* Task objective: Output the first line of the listing and each line after it, up to and including the line that contains "number; name: string;", exactly as written, minus the pictures.

+ + + + +

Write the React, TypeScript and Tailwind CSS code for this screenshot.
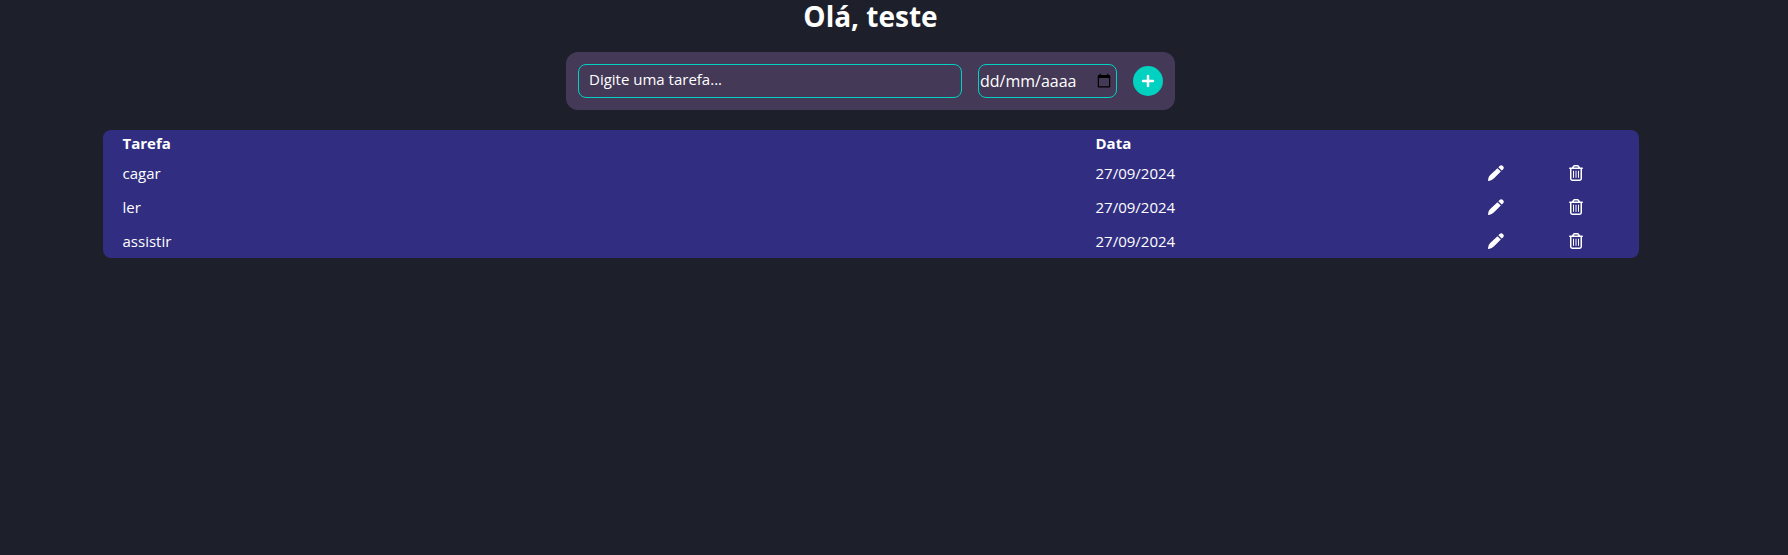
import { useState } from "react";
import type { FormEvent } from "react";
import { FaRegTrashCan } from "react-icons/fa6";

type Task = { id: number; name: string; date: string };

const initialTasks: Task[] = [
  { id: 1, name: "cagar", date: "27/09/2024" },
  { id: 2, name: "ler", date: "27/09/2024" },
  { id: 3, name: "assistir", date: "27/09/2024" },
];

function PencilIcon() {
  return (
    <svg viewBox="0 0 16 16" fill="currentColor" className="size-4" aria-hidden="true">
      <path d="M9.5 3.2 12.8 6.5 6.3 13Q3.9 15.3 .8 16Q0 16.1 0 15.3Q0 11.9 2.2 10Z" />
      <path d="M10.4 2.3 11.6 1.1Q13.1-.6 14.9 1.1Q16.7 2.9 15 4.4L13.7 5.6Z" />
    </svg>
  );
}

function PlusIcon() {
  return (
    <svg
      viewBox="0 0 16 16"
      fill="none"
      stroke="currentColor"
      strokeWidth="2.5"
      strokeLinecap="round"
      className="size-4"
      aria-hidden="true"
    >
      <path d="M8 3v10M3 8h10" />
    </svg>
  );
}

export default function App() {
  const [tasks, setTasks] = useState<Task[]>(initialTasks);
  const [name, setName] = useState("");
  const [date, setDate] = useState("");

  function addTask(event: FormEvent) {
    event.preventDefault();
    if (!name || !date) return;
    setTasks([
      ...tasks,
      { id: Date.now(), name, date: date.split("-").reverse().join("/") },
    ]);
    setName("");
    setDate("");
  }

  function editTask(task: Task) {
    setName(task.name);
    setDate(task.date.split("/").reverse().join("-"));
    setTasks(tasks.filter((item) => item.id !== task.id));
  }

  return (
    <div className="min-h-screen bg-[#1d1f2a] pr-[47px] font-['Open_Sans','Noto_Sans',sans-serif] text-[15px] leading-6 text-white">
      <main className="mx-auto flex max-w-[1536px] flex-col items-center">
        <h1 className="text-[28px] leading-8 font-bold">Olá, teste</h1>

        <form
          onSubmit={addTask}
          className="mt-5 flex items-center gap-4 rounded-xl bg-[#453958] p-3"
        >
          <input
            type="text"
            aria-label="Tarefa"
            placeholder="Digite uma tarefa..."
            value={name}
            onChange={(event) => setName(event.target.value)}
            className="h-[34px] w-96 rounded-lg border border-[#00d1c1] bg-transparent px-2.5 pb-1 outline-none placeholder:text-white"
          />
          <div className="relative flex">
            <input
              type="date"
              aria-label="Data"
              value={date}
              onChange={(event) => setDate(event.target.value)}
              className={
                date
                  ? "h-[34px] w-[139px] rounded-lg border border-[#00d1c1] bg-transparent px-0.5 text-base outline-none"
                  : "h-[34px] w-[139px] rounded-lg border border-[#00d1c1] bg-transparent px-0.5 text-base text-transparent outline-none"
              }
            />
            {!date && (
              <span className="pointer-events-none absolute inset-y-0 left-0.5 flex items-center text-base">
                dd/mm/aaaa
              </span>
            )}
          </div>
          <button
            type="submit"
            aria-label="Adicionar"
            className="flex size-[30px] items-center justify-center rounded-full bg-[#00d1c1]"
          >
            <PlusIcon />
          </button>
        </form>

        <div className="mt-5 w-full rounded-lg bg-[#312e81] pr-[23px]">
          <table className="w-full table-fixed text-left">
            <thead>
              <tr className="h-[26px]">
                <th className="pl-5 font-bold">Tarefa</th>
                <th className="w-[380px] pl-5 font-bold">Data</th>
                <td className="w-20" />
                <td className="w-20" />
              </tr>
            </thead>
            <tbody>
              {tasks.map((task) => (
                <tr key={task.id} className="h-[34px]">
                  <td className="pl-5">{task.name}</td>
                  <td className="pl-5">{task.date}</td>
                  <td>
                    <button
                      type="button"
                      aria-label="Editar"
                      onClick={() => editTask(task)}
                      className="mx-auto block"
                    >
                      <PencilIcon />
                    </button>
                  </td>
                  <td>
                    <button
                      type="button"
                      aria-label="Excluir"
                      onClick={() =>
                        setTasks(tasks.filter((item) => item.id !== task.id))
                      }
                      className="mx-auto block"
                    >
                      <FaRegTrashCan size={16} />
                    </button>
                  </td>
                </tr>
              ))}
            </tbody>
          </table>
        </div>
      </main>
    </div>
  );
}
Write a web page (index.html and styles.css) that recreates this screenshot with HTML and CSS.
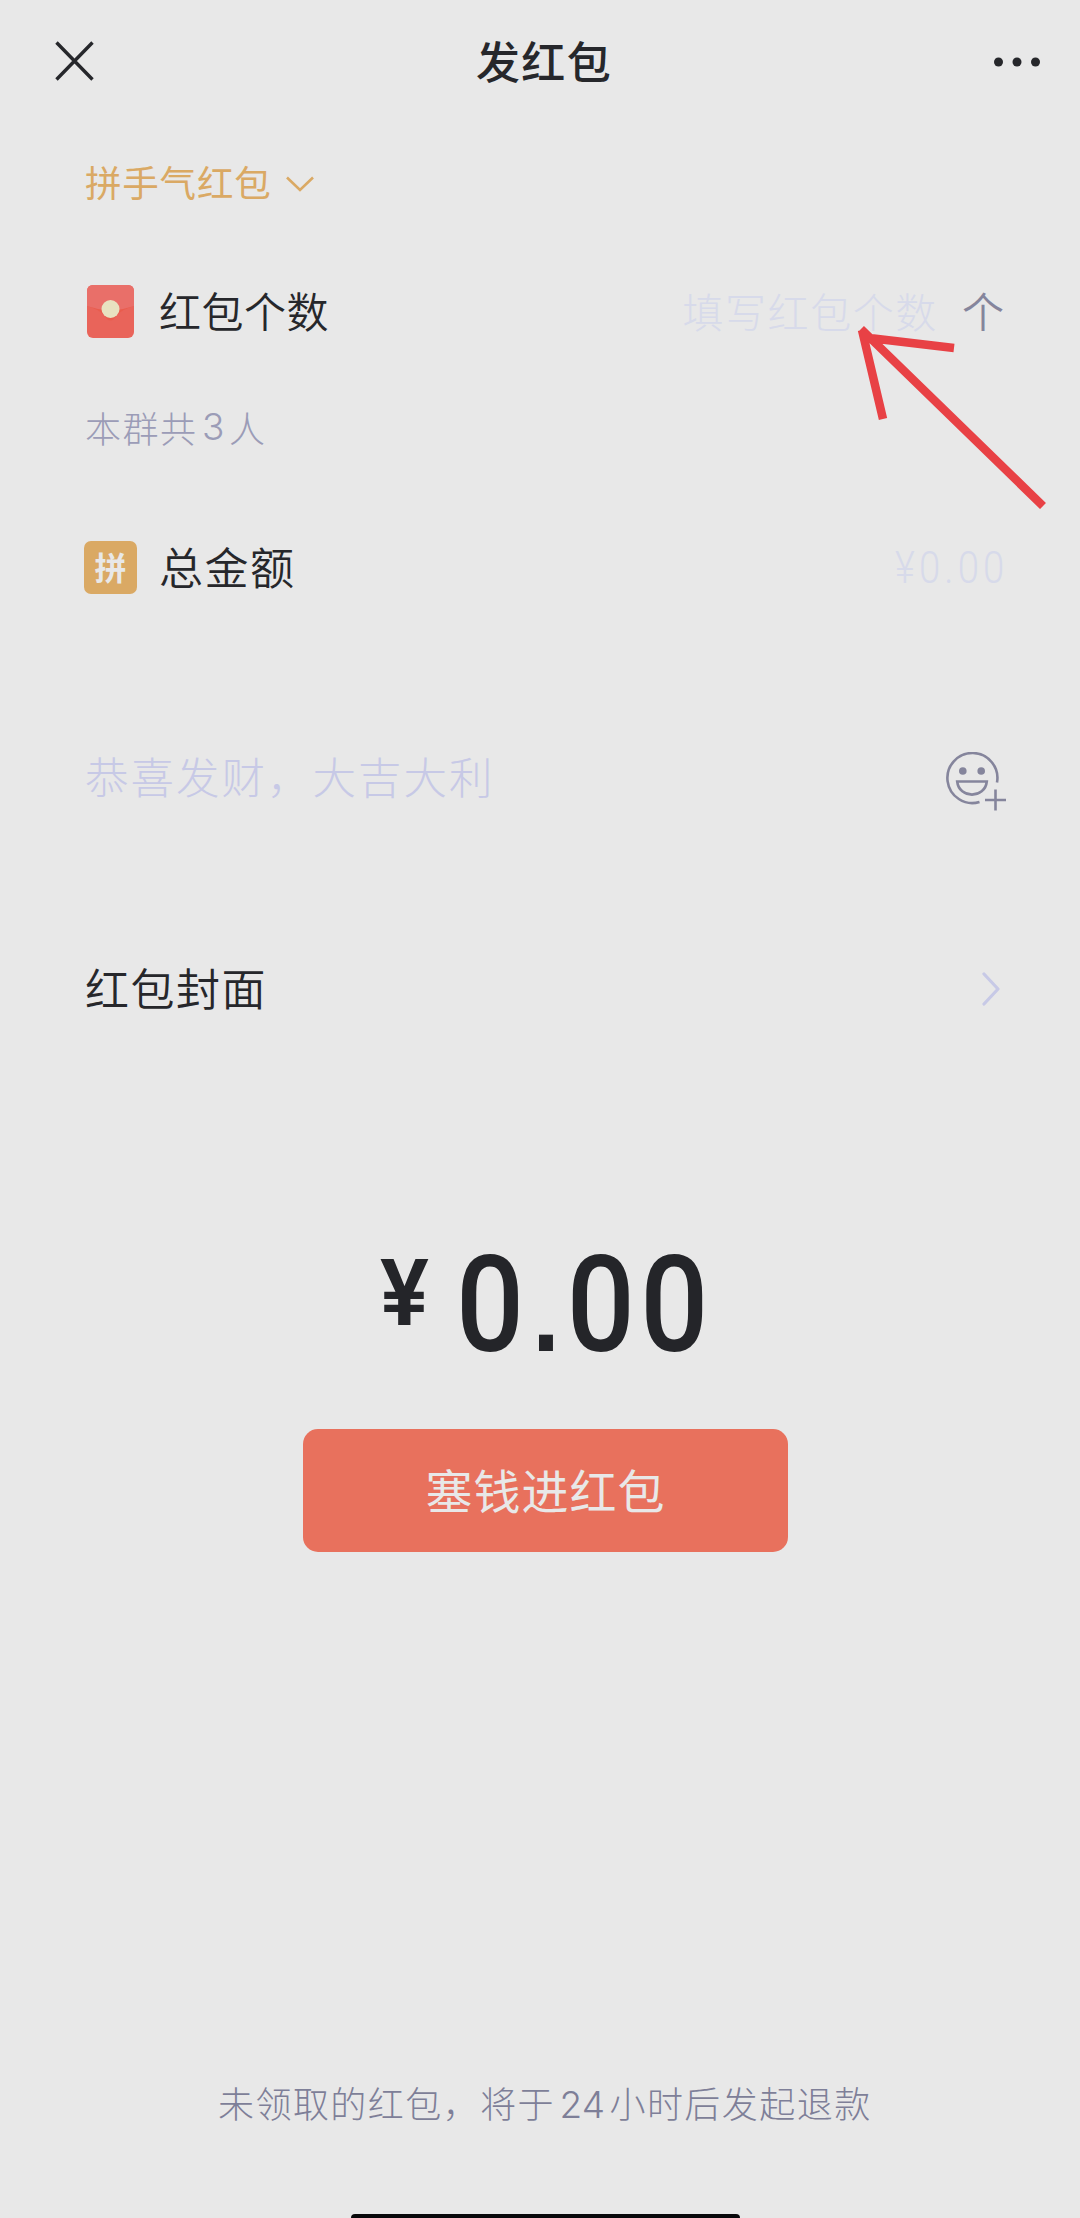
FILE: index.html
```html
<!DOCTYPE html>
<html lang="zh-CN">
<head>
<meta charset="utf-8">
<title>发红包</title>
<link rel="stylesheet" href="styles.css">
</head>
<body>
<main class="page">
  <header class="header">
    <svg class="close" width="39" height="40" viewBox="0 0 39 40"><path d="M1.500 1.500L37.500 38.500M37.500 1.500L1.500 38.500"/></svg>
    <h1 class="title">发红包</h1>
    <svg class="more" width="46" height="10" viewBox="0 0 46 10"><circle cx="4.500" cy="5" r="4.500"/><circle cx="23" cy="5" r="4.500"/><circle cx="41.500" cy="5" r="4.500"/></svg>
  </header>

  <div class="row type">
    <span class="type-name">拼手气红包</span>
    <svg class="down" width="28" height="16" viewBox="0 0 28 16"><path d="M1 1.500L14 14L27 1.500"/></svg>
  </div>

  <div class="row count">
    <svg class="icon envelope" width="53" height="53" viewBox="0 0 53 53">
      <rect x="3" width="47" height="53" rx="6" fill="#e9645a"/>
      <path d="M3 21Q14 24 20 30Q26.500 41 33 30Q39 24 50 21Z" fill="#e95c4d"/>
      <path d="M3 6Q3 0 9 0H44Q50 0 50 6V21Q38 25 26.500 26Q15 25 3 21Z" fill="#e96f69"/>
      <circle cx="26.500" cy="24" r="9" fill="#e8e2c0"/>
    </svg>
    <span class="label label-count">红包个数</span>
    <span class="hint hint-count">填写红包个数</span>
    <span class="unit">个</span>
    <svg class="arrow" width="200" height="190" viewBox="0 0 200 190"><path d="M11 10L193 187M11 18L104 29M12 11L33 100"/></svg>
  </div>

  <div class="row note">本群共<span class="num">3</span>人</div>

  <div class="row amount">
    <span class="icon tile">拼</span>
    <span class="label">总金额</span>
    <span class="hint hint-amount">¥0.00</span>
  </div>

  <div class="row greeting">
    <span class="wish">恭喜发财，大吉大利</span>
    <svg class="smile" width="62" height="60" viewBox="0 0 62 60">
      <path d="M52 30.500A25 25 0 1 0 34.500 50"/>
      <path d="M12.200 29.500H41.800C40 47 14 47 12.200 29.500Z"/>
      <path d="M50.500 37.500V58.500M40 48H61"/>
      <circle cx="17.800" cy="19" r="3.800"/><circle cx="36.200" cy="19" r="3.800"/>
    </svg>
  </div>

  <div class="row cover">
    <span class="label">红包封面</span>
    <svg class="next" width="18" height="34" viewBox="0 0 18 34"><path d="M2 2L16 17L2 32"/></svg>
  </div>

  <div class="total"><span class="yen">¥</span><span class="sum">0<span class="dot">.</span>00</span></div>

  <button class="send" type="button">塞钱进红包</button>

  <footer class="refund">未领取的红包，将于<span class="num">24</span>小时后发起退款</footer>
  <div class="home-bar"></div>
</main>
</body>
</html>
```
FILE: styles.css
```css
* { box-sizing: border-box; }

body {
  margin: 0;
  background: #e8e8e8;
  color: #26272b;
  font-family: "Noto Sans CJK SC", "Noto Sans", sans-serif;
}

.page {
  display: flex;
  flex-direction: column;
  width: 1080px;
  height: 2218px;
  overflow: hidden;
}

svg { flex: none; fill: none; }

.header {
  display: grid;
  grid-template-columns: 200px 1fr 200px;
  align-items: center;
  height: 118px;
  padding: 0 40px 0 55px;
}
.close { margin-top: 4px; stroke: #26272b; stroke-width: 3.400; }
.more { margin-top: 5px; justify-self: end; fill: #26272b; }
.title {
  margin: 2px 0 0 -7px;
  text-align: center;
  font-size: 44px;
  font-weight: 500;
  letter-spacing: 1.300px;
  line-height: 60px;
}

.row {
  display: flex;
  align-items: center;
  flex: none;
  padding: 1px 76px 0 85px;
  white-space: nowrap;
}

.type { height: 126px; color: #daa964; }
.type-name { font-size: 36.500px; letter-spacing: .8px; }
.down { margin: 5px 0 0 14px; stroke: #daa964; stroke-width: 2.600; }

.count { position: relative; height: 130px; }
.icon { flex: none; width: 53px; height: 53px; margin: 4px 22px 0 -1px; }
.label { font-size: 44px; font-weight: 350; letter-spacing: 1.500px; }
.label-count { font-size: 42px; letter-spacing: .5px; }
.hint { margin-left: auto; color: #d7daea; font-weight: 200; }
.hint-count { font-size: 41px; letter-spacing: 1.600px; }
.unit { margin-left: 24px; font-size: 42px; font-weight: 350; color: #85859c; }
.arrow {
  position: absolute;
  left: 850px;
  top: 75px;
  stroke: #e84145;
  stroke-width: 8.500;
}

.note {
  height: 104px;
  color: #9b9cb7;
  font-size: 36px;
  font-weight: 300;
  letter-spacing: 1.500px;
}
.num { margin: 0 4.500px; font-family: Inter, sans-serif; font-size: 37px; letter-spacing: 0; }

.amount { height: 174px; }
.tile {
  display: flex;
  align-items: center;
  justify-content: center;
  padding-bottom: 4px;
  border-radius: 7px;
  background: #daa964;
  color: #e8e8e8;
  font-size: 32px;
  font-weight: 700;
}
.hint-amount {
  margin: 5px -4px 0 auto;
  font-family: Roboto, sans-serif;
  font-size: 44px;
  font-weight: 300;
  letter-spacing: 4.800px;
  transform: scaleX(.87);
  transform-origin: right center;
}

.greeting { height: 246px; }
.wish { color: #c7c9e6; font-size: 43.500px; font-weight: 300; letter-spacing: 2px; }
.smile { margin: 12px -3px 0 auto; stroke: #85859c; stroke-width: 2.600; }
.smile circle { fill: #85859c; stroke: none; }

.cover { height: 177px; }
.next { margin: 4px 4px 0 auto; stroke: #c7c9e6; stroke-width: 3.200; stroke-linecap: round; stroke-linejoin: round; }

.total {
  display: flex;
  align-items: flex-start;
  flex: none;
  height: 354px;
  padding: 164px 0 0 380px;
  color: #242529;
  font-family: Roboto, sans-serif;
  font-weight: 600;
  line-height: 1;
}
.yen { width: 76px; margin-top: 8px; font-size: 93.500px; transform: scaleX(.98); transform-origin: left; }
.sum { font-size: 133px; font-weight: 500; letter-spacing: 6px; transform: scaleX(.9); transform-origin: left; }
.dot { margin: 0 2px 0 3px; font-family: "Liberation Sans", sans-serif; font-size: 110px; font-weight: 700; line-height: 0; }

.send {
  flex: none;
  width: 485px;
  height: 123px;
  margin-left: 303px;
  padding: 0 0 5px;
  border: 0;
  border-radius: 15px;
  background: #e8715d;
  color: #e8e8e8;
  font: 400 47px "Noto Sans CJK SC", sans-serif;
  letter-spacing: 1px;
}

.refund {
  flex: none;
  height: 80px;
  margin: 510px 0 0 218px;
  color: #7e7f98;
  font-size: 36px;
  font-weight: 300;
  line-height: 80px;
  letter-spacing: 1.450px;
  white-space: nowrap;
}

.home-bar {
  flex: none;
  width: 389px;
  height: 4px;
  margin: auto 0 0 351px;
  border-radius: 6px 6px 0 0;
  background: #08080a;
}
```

+ + + + +

* The answer:
Write the React, TypeScript and Tailwind CSS code for this screenshot.
import { useState } from "react";
import type { FormEvent } from "react";
import { FaRegTrashCan } from "react-icons/fa6";

type Task = { id: number; name: string; date: string };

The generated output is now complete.